According to Polit.ru, the journalists were shocked by the behavior of the OMON units from Moscow, including one that has gained notoriety in the past from its efforts at crowd control and intimidation of the opponents of the regime: The "manners" of these outsiders were very different than those of the militia in Vladivostok (www.polit.ru/news/2008/12/21/88.html
Putin and the imported OMON units achieved some of their goals but not all of them. On the one hand, they succeeded in blocking television coverage of these events, thus limiting the number of Russians who would know about protests taking place in a city nine time zones away from the Russian capital.
But on the other, this very suppression of information has led many Russians to become even more cynical about television and to turn to the Internet and, where they are still available, foreign radio broadcasts, for information, channels which Putin and the Russian government do not control (www.novayagazeta.ru/data/2008/95/00.html).
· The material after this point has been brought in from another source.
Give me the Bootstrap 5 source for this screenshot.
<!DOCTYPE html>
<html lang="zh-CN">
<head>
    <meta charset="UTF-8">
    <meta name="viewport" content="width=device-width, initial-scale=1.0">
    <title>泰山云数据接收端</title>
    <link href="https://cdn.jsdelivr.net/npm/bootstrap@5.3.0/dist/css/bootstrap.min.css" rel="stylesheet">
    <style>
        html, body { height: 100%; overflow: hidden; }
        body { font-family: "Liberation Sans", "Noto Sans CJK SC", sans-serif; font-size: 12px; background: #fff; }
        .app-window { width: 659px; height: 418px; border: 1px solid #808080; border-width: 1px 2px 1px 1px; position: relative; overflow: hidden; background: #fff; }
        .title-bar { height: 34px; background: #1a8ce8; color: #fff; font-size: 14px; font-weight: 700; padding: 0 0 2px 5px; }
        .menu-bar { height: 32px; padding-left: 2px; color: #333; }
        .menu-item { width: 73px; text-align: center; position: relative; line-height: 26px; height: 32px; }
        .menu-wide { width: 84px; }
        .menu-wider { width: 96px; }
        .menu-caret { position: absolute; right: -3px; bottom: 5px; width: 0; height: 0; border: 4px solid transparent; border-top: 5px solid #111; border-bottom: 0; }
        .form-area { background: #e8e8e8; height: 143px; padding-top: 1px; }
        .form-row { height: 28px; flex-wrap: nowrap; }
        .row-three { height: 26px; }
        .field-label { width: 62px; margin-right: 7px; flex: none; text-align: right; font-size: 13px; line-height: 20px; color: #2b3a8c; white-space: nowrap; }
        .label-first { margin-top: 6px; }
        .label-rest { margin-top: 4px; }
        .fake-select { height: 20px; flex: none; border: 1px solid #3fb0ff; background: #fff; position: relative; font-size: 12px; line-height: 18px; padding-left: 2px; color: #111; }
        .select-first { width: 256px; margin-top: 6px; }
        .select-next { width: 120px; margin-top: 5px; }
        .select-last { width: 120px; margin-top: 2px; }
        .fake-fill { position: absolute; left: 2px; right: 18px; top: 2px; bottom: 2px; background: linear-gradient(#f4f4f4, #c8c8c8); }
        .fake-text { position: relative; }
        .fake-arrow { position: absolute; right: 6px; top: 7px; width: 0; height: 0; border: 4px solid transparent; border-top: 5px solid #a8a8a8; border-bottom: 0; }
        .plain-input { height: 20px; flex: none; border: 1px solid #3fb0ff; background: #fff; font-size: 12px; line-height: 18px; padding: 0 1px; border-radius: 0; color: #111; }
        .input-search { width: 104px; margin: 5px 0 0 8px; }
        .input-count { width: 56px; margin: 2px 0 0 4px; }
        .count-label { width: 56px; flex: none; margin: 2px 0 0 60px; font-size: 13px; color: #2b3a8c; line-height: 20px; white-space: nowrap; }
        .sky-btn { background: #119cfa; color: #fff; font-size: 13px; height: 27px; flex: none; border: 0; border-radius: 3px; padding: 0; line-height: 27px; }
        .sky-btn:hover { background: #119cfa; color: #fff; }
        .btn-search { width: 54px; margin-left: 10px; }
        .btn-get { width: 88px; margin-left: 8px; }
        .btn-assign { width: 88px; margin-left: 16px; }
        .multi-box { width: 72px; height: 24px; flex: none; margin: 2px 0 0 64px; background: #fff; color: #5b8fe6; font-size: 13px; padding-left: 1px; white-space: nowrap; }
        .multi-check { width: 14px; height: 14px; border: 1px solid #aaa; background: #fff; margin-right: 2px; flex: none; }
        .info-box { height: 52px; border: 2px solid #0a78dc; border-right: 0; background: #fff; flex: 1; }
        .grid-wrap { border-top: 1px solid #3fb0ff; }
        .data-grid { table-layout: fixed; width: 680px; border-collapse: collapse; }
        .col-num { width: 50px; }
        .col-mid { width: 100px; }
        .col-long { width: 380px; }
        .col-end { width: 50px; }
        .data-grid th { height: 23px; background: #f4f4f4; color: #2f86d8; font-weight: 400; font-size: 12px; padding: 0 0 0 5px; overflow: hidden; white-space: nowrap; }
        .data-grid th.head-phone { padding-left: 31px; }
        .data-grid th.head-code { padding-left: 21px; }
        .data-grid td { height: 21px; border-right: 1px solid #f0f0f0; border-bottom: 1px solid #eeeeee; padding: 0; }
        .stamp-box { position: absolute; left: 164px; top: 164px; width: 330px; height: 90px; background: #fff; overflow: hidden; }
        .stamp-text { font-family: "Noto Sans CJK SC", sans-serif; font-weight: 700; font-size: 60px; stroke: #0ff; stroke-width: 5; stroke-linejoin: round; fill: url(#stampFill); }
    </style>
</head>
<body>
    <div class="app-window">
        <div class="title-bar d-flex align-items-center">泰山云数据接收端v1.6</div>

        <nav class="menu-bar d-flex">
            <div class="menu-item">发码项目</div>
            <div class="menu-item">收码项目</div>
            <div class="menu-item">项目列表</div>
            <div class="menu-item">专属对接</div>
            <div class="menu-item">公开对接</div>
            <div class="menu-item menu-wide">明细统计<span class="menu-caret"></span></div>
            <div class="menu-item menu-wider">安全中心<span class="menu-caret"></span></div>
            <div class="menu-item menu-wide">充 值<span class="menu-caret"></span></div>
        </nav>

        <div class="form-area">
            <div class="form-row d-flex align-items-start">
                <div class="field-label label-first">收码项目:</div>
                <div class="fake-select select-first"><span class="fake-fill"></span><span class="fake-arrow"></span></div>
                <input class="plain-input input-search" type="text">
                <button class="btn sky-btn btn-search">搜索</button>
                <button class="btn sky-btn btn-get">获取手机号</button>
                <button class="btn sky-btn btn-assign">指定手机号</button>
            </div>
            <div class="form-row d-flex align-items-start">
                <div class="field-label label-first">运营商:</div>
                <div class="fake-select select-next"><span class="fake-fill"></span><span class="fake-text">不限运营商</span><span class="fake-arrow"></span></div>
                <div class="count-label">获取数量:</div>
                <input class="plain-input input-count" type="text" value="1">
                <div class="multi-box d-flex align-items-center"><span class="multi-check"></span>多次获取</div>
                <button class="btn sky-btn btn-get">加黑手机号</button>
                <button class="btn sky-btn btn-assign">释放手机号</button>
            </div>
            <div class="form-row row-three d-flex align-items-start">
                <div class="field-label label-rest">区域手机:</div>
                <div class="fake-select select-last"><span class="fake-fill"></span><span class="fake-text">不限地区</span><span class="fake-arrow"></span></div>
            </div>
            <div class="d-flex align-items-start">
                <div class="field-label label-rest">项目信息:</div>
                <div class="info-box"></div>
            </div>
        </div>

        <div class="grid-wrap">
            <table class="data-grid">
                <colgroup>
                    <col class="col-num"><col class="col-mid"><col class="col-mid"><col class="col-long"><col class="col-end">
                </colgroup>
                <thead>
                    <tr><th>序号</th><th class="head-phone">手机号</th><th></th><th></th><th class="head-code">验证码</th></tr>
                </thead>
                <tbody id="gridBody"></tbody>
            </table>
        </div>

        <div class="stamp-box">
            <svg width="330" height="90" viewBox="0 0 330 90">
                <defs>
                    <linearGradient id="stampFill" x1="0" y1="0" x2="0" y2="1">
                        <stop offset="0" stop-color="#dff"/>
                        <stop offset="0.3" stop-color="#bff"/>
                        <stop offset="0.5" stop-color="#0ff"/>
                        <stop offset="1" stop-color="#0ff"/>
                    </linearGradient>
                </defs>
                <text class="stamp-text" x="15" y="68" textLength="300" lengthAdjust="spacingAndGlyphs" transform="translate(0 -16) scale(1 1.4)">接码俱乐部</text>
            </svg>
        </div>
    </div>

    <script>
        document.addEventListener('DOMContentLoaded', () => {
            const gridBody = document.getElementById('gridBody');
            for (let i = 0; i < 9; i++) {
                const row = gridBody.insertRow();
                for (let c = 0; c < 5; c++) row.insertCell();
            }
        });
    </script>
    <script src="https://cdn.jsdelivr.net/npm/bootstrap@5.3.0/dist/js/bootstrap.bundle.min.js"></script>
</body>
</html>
And while workers at Russian automobile factories back what Putin has done and while many Moscow writers dismiss all these events as being about a small city far away, there are indications that within the political class, some are worried enough that there is even talk of reversing Putin's decision (www.babr.ru/?pt=news&event=v1&IDE=49459).
That probably won't happen anytime soon but neither will there be a quick end to protest demonstrations like the ones that have been taking place in Vladivostok or - and this is far more important - the rising tide of popular anger against Moscow's pretensions in many regions of the Russian Federation.